Much of the debate has swirled around legality, constitutionality and morality. But the questions underscored last week were more practical: Has the N.S.A.’s vast sweep of phone records, and specifically those of its own citizens, made us safer? Can we trust the government and its network of private contractors with so much data?
One development was the revelation that Mr. Snowden’s background had been vetted by a private firm contracted by the government to perform sensitive security checks, and that the company, U.S. Investigations Services, had submitted more than 650,000 incomplete investigations. It was not immediately known whether Mr. Snowden’s background check was among the flawed ones, but it is noteworthy that Mr. Snowden was working for another private contractor, Booz Allen Hamilton, at the time he took off for Hong Kong with his trove of secrets. The complaint filed by the United States government against USIS thus underscored how extensively the government relied on contractors not only to do its secret work, but also to vet those very contractors.
Even more damaging to the government’s case was the report of a bipartisan, independent agency within the executive branch, the Privacy and Civil Liberties Oversight Board, which declared that the N.S.A. program that collects data on nearly every American phone call is both illegal and not particularly useful. In its 238-page report, issued Thursday, the board called on the president to end the program for both constitutional and practical reasons. “We have not identified a single instance involving a threat to the United States in which the program made a concrete difference in the outcome of a counterterrorism investigation,” wrote the board.
In his speech last week, Mr. Obama said he would restrict the access of intelligence agencies to phone records and eventually move the data out of the hands of the government. But it was clear that the need to set limits on governmental snooping, not only within the United States but also around the world, would be passionately debated for a long time to come.

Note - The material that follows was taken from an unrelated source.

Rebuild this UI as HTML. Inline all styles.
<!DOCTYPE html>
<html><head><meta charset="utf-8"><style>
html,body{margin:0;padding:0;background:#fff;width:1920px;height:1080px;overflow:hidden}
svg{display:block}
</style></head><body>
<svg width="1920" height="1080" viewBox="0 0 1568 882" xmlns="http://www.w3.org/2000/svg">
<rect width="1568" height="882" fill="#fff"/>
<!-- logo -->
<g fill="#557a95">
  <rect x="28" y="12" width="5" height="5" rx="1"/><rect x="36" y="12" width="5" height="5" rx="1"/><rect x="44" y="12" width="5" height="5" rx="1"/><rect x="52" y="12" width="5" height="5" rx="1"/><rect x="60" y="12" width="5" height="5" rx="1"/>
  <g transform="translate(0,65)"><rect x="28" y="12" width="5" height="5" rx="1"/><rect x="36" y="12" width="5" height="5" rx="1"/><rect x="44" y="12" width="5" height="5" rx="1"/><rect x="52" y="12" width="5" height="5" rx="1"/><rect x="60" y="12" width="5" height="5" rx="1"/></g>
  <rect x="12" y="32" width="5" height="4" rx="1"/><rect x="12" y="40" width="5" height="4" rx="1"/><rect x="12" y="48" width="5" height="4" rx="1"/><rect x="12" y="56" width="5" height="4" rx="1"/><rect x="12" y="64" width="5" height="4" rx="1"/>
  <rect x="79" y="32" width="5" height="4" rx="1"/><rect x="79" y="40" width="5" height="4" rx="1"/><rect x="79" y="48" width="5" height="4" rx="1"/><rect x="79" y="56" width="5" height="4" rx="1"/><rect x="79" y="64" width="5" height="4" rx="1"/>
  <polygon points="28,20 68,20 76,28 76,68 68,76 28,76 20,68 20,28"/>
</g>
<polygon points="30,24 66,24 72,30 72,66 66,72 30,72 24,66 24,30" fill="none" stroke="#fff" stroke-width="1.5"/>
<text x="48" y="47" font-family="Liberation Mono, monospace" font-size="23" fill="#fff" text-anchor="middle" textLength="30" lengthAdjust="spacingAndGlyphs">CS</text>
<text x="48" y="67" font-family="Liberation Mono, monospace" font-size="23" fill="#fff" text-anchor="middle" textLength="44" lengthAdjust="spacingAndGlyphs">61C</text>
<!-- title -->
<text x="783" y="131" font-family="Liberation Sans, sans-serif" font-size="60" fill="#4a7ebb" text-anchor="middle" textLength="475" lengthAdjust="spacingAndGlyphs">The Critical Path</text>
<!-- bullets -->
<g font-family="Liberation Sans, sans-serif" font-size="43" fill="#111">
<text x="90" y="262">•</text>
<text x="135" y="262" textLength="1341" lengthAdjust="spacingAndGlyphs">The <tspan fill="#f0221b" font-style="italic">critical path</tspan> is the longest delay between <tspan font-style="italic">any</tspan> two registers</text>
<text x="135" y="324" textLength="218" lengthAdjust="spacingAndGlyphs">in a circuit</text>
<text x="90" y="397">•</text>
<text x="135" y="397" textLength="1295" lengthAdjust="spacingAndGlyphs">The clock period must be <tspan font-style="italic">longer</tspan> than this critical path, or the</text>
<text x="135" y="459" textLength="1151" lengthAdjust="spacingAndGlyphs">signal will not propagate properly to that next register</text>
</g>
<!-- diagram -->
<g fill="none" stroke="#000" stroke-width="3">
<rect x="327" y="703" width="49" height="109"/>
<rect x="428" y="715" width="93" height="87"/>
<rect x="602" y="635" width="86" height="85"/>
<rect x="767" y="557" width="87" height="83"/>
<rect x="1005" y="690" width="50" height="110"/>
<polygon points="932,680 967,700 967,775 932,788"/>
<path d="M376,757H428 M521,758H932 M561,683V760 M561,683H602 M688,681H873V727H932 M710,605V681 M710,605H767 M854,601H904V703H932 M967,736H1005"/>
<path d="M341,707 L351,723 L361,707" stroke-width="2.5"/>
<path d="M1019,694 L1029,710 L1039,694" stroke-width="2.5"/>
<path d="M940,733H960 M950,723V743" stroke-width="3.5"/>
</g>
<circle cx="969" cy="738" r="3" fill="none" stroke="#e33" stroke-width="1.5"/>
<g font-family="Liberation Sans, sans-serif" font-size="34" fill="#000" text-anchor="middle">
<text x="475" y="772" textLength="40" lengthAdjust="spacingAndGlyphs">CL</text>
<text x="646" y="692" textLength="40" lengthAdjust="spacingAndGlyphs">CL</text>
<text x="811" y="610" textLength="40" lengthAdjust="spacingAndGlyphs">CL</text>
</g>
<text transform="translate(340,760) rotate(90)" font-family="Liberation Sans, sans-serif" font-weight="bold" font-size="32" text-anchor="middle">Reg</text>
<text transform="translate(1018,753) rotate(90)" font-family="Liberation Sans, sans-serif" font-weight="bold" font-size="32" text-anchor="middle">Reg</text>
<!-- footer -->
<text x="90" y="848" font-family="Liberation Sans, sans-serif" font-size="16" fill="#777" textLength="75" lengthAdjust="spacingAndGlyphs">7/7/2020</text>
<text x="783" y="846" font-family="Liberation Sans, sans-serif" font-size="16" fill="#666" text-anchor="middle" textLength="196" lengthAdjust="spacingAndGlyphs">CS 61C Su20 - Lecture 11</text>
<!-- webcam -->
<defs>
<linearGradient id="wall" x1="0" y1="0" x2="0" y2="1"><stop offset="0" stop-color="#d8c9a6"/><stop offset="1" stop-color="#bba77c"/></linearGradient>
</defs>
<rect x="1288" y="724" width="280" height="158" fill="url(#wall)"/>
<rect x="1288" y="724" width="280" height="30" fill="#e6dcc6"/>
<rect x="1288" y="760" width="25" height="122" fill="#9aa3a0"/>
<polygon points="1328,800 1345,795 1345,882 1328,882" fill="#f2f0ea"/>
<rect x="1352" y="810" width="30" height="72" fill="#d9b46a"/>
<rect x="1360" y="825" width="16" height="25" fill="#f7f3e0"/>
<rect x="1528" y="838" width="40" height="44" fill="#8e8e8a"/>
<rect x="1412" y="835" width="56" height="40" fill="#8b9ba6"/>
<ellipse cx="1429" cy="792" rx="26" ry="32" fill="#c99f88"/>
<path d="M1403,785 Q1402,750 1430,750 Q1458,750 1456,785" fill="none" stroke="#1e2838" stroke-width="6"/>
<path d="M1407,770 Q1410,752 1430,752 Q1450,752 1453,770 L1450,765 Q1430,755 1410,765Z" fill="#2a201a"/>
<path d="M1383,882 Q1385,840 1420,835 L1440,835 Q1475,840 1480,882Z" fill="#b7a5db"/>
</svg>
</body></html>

That, in turn, is likely to intensify the debate over whether Mr. Snowden is a whistle-blower or traitor. On Thursday, Attorney General Eric H. Holder Jr. said that he was prepared to discuss how to handle the case against Mr. Snowden, but only if Mr. Snowden first returned from temporary refuge in Russia and pleaded guilty. A growing number of voices, including that of the Times editorial board, have urged the government to consider clemency.
Low Expectations in Syria
In Geneva, the Syrian government and the divided opposition opened the first round of what were loosely termed “negotiations,” with expectations so low that the absence of an immediate collapse was deemed to be progress. And in a sense it was: Since the Arab Spring protests against President Bashar al-Assad began in March 2011, nothing seems to have helped slow the spread of a full-scale civil war. More than 130,000 Syrians have died, and around seven million have been driven from their homes.
The Geneva meeting was the product of a conference in June 2012, attended by both Russia and the United States, which set guidelines for the establishment of a “transitional governing body” formed on the basis of “mutual consent” and including members of the government and the opposition. All participants have nominally agreed to this.

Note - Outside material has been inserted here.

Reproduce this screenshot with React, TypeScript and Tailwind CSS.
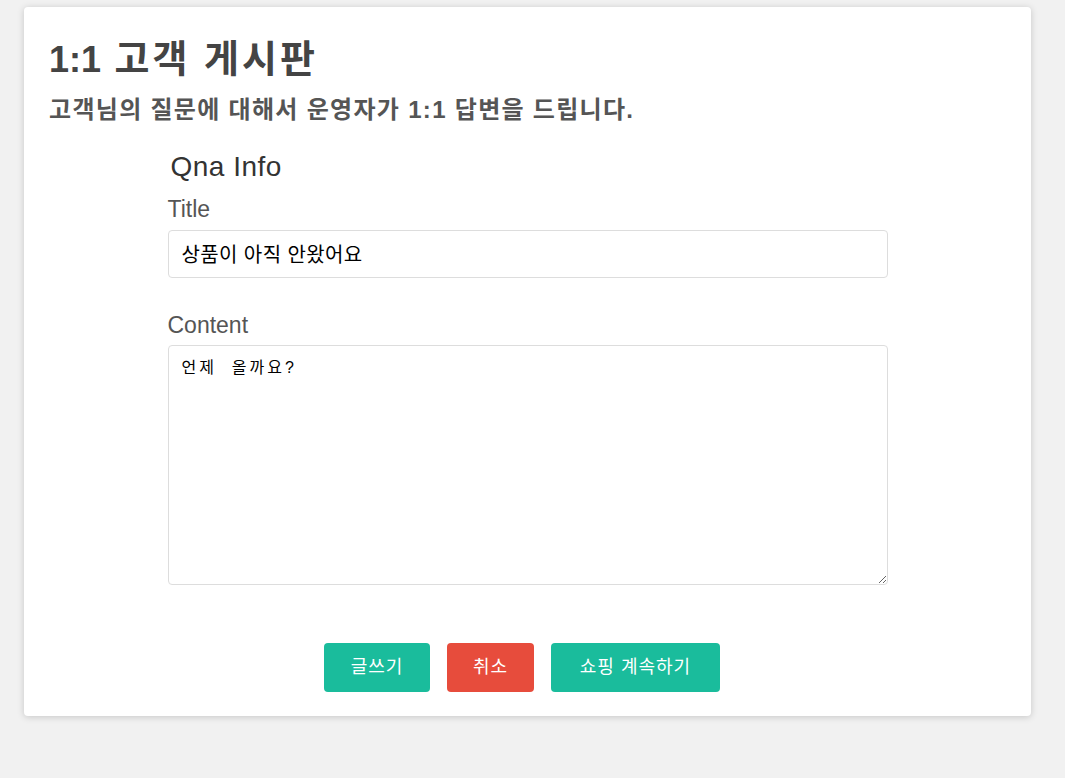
import { useState } from 'react';

export default function App() {
  const [title, setTitle] = useState('상품이 아직 안왔어요');
  const [content, setContent] = useState('언제  올까요?');

  return (
    <div className="min-h-screen bg-[#f1f1f1] pt-[7px] pl-[24px] pr-[34px] font-['Liberation_Sans','Noto_Sans_CJK_KR',sans-serif]">
      <div className="bg-white rounded shadow-[0_1px_7px_rgba(0,0,0,0.18)] px-[25px] pt-[32px] pb-[24px]">
        {/* Header */}
        <h1 className="text-[36px] leading-[1.1] font-bold text-[#444]">
          1:1<span className="text-[38px] tracking-[3px]"> 고객 게시판</span>
        </h1>
        <h3 className="mt-[16px] text-[24px] leading-[1.1] font-bold tracking-[1.3px] text-[#555]">
          고객님의 질문에 대해서 운영자가 1:1 답변을 드립니다.
        </h3>

        {/* Form */}
        <div className="mx-auto w-[720px] mt-[29px]">
          <h4 className="pl-[3px] text-[28px] leading-[1.1] tracking-[0.5px] text-[#333]">Qna Info</h4>

          <label className="block mt-[13px] text-[23px] leading-[1.2] text-[#555]">Title</label>
          <input
            type="text"
            value={title}
            onChange={(e) => setTitle(e.target.value)}
            className="mt-[6px] block w-full h-[48px] px-[13px] border border-[#ddd] rounded text-[20px] tracking-[0.4px] text-black focus:outline-none"
          />

          <label className="block mt-[34px] text-[23px] leading-[1.2] text-[#555]">Content</label>
          <textarea
            value={content}
            onChange={(e) => setContent(e.target.value)}
            className="mt-[6px] block w-full h-[240px] px-[13px] py-[10px] border border-[#ddd] rounded text-[16px] leading-[1.5] tracking-[3px] text-black focus:outline-none"
          />
        </div>

        {/* Buttons */}
        <div className="mt-[58px] flex justify-center gap-[17px] pr-[11px]">
          <button className="w-[106px] h-[49px] rounded bg-[#1abc9c] text-white text-[18px] tracking-[1px]">글쓰기</button>
          <button className="w-[87px] h-[49px] rounded bg-[#e74c3c] text-white text-[18px] tracking-[1px]">취소</button>
          <button className="w-[169px] h-[49px] rounded bg-[#1abc9c] text-white text-[18px] tracking-[1px]">쇼핑 계속하기</button>
        </div>
      </div>
    </div>
  );
}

The trouble is that Mr. Assad’s representatives insist that this means first discussing how to stop “terrorism,” a term they apply to all the insurgents seeking their ouster, both moderates and Al Qaeda-linked radicals. The opposition insists that the outcome must be ridding Syria of Mr. Assad, something his side declares “a red line.” And each side has its international sponsors.
So wide apart are the two sides that they gathered for the first meeting on Friday morning in two adjacent rooms, with Lakhdar Brahimi, a veteran United Nations diplomat, shuttling back and forth. And so turbulent were the talks that it was deemed a success when the negotiators agreed to continue on Saturday and to meet in the same room
.Ukraine’s Cold Standoff
The two-month-old Ukrainian standoff between President Viktor F. Yanukovych and protesters furious at his rejection of closer ties to Europe was nowhere near as fearsome as Syria’s, but last week it claimed its first fatalities when two men died of bullet wounds. That led to a meeting between the president and the three most prominent opposition leaders, which temporarily raised hopes of a resolution to the conflict — hopes that fizzled when, after the talks, protests spread to some other cities.
For now, Mr. Yanukovych has shown no readiness to make any concessions, and the protesters have defied bitter cold and threatening new laws to maintain their camp on Kiev’s Independence Square. With every passing day, a violent drive by security forces to clear the square becomes more likely.
Last week, the United States canceled the visas of some Ukrainian officials involved in earlier crackdowns on protesters — a move that implied a threat of even tighter sanctions against specific members of the government should there be greater violence. But beyond that, the West has been largely relegated to watching and waiting.